Some developers (in this case, Dreamworks Interactive) actually used their creativity to create a graphical style that had the look of a cutting-edge 3D game, but actually having a traditional 2D game environment such as the Lucas Arts adventure games.
The Neverhood (aka Klaymen) used clay animation to create an engaging and comical gameplay experience that is still worth playing. Like traditional adventure games, there is quite a bit of puzzle-solving in addition to comical elements. With this quirky game, however, there is next to no dialoge — instead our characters simply delight us with their priceless expressions.
“But there are a few things that we should perhaps warn you about. There is only one place in the game where you can die, and it is clearly marked. Just believe them when they tell you, and don’t try it unless you save first. Also the game has a built in randomizer, so many of the puzzles won’t have the same solution twice. This means that you must solve them yourself. You won’t find the solutions in walkthroughs, just suggestions about how to approach them.

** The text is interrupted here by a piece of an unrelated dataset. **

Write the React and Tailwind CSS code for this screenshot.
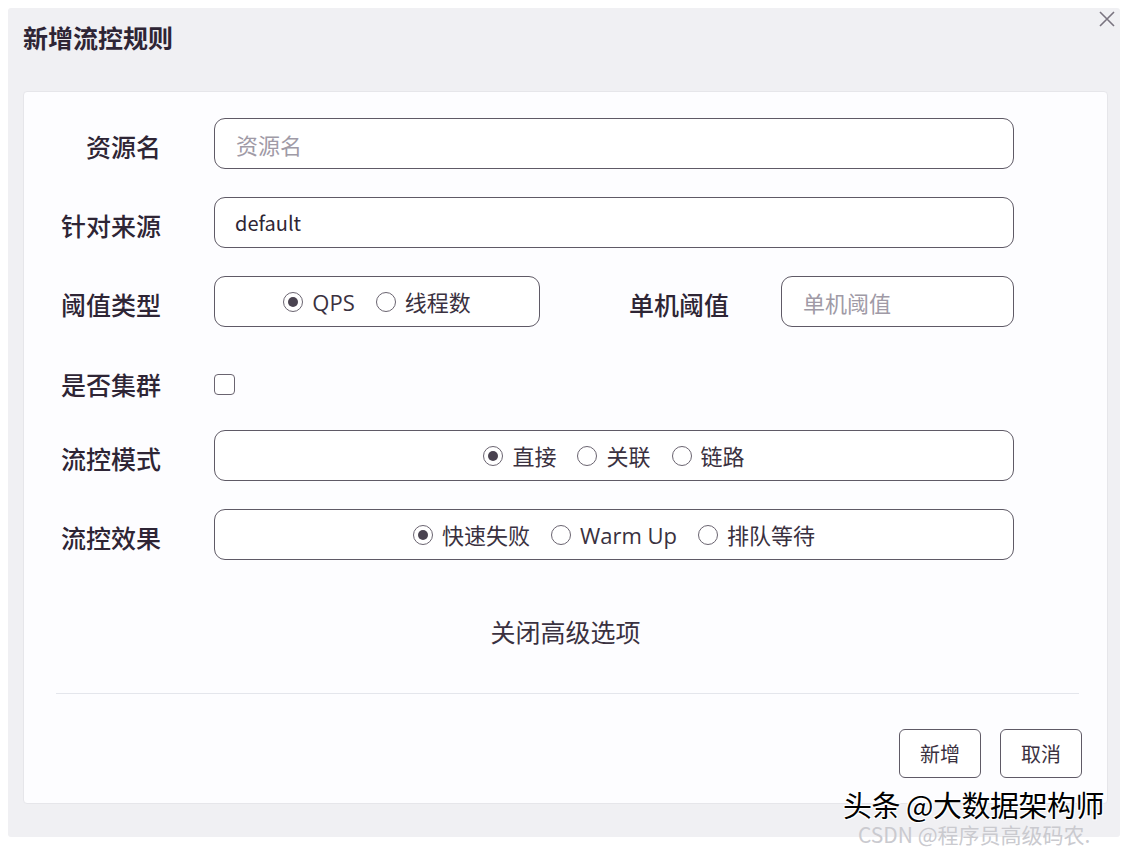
import React from 'react'

// ─── Small building blocks ────────────────────────────────────────────────────

const FONT = { fontFamily: '"Noto Sans CJK SC", "Noto Sans", sans-serif' }

function Radio({ label, checked }) {
  return (
    <span className="flex items-center gap-[9px]">
      <span className="w-[20px] h-[20px] rounded-full border-[1.5px] border-[#6a6470] bg-white flex items-center justify-center shrink-0">
        {checked && <span className="w-[10px] h-[10px] rounded-full bg-[#4a4350]" />}
      </span>
      <span className="text-[22px] text-[#3a3140] leading-none" style={{ fontFamily: '"Open Sans", "Noto Sans CJK SC", sans-serif' }}>
        {label}
      </span>
    </span>
  )
}

function Label({ children, className = 'pt-[6px]' }) {
  return (
    <div className={`w-[137px] shrink-0 text-right text-[25px] font-medium text-[#2e2535] leading-none ${className}`}>
      {children}
    </div>
  )
}

function Box({ className = '', children }) {
  return (
    <div className={`h-[51px] rounded-[11px] border-[1.5px] border-[#5f5a66] bg-white ${className}`}>
      {children}
    </div>
  )
}

// ─── Dialog ───────────────────────────────────────────────────────────────────

export default function App() {
  return (
    <div style={FONT} className="relative w-[1132px] h-[848px] bg-white pt-[8px] pl-[8px] pr-[12px] pb-[11px]">
      <div className="relative h-full bg-[#f0f0f3] rounded-[3px] pl-[15px] pr-[12px]">
        {/* Header */}
        <div className="h-[83px] flex items-start pt-[14px]">
          <h1 className="text-[25px] font-bold text-[#2e2535] leading-[30px]">新增流控规则</h1>
        </div>
        <button className="absolute right-[4px] top-[2px] w-[18px] h-[18px] text-[#7a7480]">
          <svg viewBox="0 0 18 18" className="w-full h-full" fill="none" stroke="currentColor" strokeWidth="1.6">
            <path d="M2 2 L16 16 M16 2 L2 16" />
          </svg>
        </button>

        {/* Body card */}
        <div className="bg-[#fdfdff] border border-[#e6e6ea] rounded-[4px] pt-[26px] pb-[25px]">
          <div className="flex items-center h-[51px]">
            <Label>资源名</Label>
            <Box className="ml-[53px] w-[800px] flex items-center px-[21px]">
              <span className="text-[22px] text-[#a09aa6] leading-none">资源名</span>
            </Box>
          </div>

          <div className="flex items-center h-[51px] mt-[28px]">
            <Label>针对来源</Label>
            <Box className="ml-[53px] w-[800px] flex items-center px-[20px]">
              <span className="text-[20px] text-[#2e2535] leading-none">default</span>
            </Box>
          </div>

          <div className="flex items-center h-[51px] mt-[28px]">
            <Label>阈值类型</Label>
            <Box className="ml-[53px] w-[326px] flex items-center justify-center gap-[21px]">
              <Radio label="QPS" checked />
              <Radio label="线程数" />
            </Box>
            <div className="w-[189px] shrink-0 text-right pt-[6px] text-[25px] font-medium text-[#2e2535] leading-none">
              单机阈值
            </div>
            <Box className="ml-[52px] w-[233px] flex items-center px-[21px]">
              <span className="text-[22px] text-[#a09aa6] leading-none">单机阈值</span>
            </Box>
          </div>

          <div className="flex items-center h-[58px] mt-[28px]">
            <Label className="pt-0">是否集群</Label>
            <span className="ml-[53px] w-[21px] h-[21px] rounded-[4px] border-[1.5px] border-[#6a6470] bg-white" />
          </div>

          <div className="flex items-center h-[51px] mt-[17px]">
            <Label>流控模式</Label>
            <Box className="ml-[53px] w-[800px] flex items-center justify-center gap-[21px]">
              <Radio label="直接" checked />
              <Radio label="关联" />
              <Radio label="链路" />
            </Box>
          </div>

          <div className="flex items-center h-[51px] mt-[28px]">
            <Label>流控效果</Label>
            <Box className="ml-[53px] w-[800px] flex items-center justify-center gap-[21px]">
              <Radio label="快速失败" checked />
              <Radio label="Warm Up" />
              <Radio label="排队等待" />
            </Box>
          </div>

          <div className="mt-[54px] text-center text-[25px] text-[#3a3140] leading-[34px]">关闭高级选项</div>

          <div className="mt-[45px] ml-[32px] mr-[28px] h-px bg-[#e4e6ec]" />

          <div className="mt-[35px] flex justify-end gap-[19px] pr-[25px]">
            <button className="w-[82px] h-[49px] rounded-[6px] border-[1.5px] border-[#5f5a66] bg-white text-[20px] text-[#3a3140]">新增</button>
            <button className="w-[82px] h-[49px] rounded-[6px] border-[1.5px] border-[#5f5a66] bg-white text-[20px] text-[#3a3140]">取消</button>
          </div>
        </div>
      </div>

      {/* Watermarks */}
      <div
        className="absolute left-[843px] top-[790px] text-[29px] text-black leading-none tracking-[-0.5px]"
        style={{ textShadow: '1px 1px 0 #fff, -1px -1px 0 #fff, 1px -1px 0 #fff, -1px 1px 0 #fff' }}
      >
        头条 @大数据架构师
      </div>
      <div className="absolute left-[858px] top-[824px] text-[21px] text-[#cacacf] leading-none">CSDN @程序员高级码农.</div>
    </div>
  )
}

Most of the buttons and switches, etc, that you see along the way all do something, but often it’s in a remote location and you can’t immediately see the results. So it’s important for you to understand that, unlike in most games, these all operate like a light switch… that is, they’re either off or on. So when you encounter one that doesn’t seem to do anything, make sure that you hit it only once, or you’ll be turning it back off again.”
Mr. Bill’s Adventureland
“Oddly enough, The Neverhood found a fair bit of popularity in Japan. Over there, it was was released on the Playstation under the moniker “Klaymen Klaymen”. Aside from the language, there are a few notable differences between it and the original PC version. The resolution needed to be downgraded, but it still looks pretty good, and most of the animation is intact. It being on the Playstation, there are a LOT of loading times where there weren’t any before, such as between screens, and even when Klaymen does his animations when he’s holding still. This is annoying, but what makes it even more so is that the music starts over every time it happens. There is also a bit of a tutorial when you start the game. It mainly consists of little signs saying something like, “Push the circle button here!” so it’s not all that special. The voices are also in Japanese, but sadly, they’re very monotone and completely lack the soul that the American voices had. Probably the sole positive addition is the sound test in the options menu, which is really the only thing this version has going for it.”
Hardcore Gaming 101
“Neverhood is a ‘novelty’ game if ever there was one. It’s quirky and quaint with one of the cutest characters around. So it doesn’t have an inventory and the cursor is limited so your control is limited, but somehow I found it in my heart to forgive these ‘shortcomings’. It’s so visually captivating it’s one of those games where it’s not a good idea to load it up and show it off to your visitors to introduce them to computer game playing, because you’ll never get rid of them.”